**** Source data

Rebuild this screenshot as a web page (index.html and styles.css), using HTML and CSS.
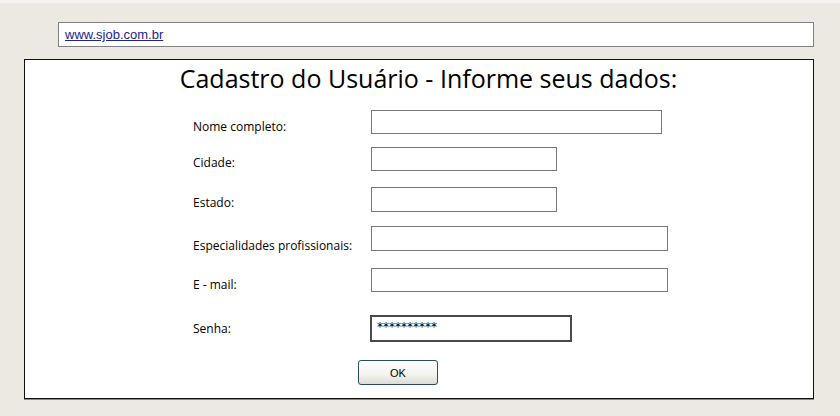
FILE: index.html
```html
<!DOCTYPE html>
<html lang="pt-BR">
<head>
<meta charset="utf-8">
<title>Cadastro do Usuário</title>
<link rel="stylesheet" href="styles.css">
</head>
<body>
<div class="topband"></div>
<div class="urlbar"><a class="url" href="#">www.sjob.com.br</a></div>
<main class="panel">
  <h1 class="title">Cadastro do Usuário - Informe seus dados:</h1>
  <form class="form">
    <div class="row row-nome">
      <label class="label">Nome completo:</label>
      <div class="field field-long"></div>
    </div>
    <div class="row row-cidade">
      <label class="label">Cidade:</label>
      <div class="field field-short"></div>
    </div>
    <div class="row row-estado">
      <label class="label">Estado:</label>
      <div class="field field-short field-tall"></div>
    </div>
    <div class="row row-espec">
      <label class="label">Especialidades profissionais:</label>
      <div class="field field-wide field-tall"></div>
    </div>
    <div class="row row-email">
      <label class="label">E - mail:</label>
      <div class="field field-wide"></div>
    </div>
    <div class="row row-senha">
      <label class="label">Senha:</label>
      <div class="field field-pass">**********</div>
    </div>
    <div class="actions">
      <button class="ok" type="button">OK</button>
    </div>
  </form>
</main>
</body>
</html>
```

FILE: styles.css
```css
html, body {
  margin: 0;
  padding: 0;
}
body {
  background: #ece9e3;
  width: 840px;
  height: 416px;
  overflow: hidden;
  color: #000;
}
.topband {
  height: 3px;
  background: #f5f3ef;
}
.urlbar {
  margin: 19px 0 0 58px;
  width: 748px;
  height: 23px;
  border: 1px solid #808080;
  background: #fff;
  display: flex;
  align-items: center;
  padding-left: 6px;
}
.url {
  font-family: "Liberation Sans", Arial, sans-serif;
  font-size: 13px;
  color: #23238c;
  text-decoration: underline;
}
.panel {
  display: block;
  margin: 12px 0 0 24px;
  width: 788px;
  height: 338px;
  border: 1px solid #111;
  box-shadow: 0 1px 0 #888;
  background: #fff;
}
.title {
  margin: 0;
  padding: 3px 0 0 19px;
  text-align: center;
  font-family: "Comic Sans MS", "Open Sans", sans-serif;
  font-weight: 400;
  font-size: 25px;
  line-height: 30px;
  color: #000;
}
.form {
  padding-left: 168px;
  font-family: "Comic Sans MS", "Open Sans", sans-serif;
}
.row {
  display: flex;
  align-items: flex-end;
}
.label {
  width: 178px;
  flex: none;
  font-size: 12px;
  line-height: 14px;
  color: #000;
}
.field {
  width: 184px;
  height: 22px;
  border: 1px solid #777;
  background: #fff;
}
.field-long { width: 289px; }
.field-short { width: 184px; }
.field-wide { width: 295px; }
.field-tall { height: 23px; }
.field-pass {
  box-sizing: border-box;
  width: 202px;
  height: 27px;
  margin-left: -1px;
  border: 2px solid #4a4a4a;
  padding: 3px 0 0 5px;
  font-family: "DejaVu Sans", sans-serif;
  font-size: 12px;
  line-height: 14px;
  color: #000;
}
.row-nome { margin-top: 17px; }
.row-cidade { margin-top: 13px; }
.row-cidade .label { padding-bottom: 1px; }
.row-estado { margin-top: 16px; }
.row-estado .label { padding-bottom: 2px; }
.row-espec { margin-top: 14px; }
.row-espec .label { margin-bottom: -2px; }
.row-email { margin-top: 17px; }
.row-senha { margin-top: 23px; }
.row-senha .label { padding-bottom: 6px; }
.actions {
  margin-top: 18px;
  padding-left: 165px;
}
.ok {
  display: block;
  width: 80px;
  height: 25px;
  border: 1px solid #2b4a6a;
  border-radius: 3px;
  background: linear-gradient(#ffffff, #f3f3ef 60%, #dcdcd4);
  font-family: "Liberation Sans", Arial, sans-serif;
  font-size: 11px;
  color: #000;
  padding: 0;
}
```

********

* To do
Copy out each line word for word, please, skipping the images.

* Result below
Rebuild this screenshot as a web page (index.html and styles.css), using HTML and CSS.
FILE: index.html
```html
<!DOCTYPE html>
<html lang="pt-BR">
<head>
<meta charset="utf-8">
<title>Cadastro do Usuário</title>
<link rel="stylesheet" href="styles.css">
</head>
<body>
<div class="topband"></div>
<div class="urlbar"><a class="url" href="#">www.sjob.com.br</a></div>
<main class="panel">
  <h1 class="title">Cadastro do Usuário - Informe seus dados:</h1>
  <form class="form">
    <div class="row row-nome">
      <label class="label">Nome completo:</label>
      <div class="field field-long"></div>
    </div>
    <div class="row row-cidade">
      <label class="label">Cidade:</label>
      <div class="field field-short"></div>
    </div>
    <div class="row row-estado">
      <label class="label">Estado:</label>
      <div class="field field-short field-tall"></div>
    </div>
    <div class="row row-espec">
      <label class="label">Especialidades profissionais:</label>
      <div class="field field-wide field-tall"></div>
    </div>
    <div class="row row-email">
      <label class="label">E - mail:</label>
      <div class="field field-wide"></div>
    </div>
    <div class="row row-senha">
      <label class="label">Senha:</label>
      <div class="field field-pass">**********</div>
    </div>
    <div class="actions">
      <button class="ok" type="button">OK</button>
    </div>
  </form>
</main>
</body>
</html>
```

FILE: styles.css
```css
html, body {
  margin: 0;
  padding: 0;
}
body {
  background: #ece9e3;
  width: 840px;
  height: 416px;
  overflow: hidden;
  color: #000;
}
.topband {
  height: 3px;
  background: #f5f3ef;
}
.urlbar {
  margin: 19px 0 0 58px;
  width: 748px;
  height: 23px;
  border: 1px solid #808080;
  background: #fff;
  display: flex;
  align-items: center;
  padding-left: 6px;
}
.url {
  font-family: "Liberation Sans", Arial, sans-serif;
  font-size: 13px;
  color: #23238c;
  text-decoration: underline;
}
.panel {
  display: block;
  margin: 12px 0 0 24px;
  width: 788px;
  height: 338px;
  border: 1px solid #111;
  box-shadow: 0 1px 0 #888;
  background: #fff;
}
.title {
  margin: 0;
  padding: 3px 0 0 19px;
  text-align: center;
  font-family: "Comic Sans MS", "Open Sans", sans-serif;
  font-weight: 400;
  font-size: 25px;
  line-height: 30px;
  color: #000;
}
.form {
  padding-left: 168px;
  font-family: "Comic Sans MS", "Open Sans", sans-serif;
}
.row {
  display: flex;
  align-items: flex-end;
}
.label {
  width: 178px;
  flex: none;
  font-size: 12px;
  line-height: 14px;
  color: #000;
}
.field {
  width: 184px;
  height: 22px;
  border: 1px solid #777;
  background: #fff;
}
.field-long { width: 289px; }
.field-short { width: 184px; }
.field-wide { width: 295px; }
.field-tall { height: 23px; }
.field-pass {
  box-sizing: border-box;
  width: 202px;
  height: 27px;
  margin-left: -1px;
  border: 2px solid #4a4a4a;
  padding: 3px 0 0 5px;
  font-family: "DejaVu Sans", sans-serif;
  font-size: 12px;
  line-height: 14px;
  color: #000;
}
.row-nome { margin-top: 17px; }
.row-cidade { margin-top: 13px; }
.row-cidade .label { padding-bottom: 1px; }
.row-estado { margin-top: 16px; }
.row-estado .label { padding-bottom: 2px; }
.row-espec { margin-top: 14px; }
.row-espec .label { margin-bottom: -2px; }
.row-email { margin-top: 17px; }
.row-senha { margin-top: 23px; }
.row-senha .label { padding-bottom: 6px; }
.actions {
  margin-top: 18px;
  padding-left: 165px;
}
.ok {
  display: block;
  width: 80px;
  height: 25px;
  border: 1px solid #2b4a6a;
  border-radius: 3px;
  background: linear-gradient(#ffffff, #f3f3ef 60%, #dcdcd4);
  font-family: "Liberation Sans", Arial, sans-serif;
  font-size: 11px;
  color: #000;
  padding: 0;
}
```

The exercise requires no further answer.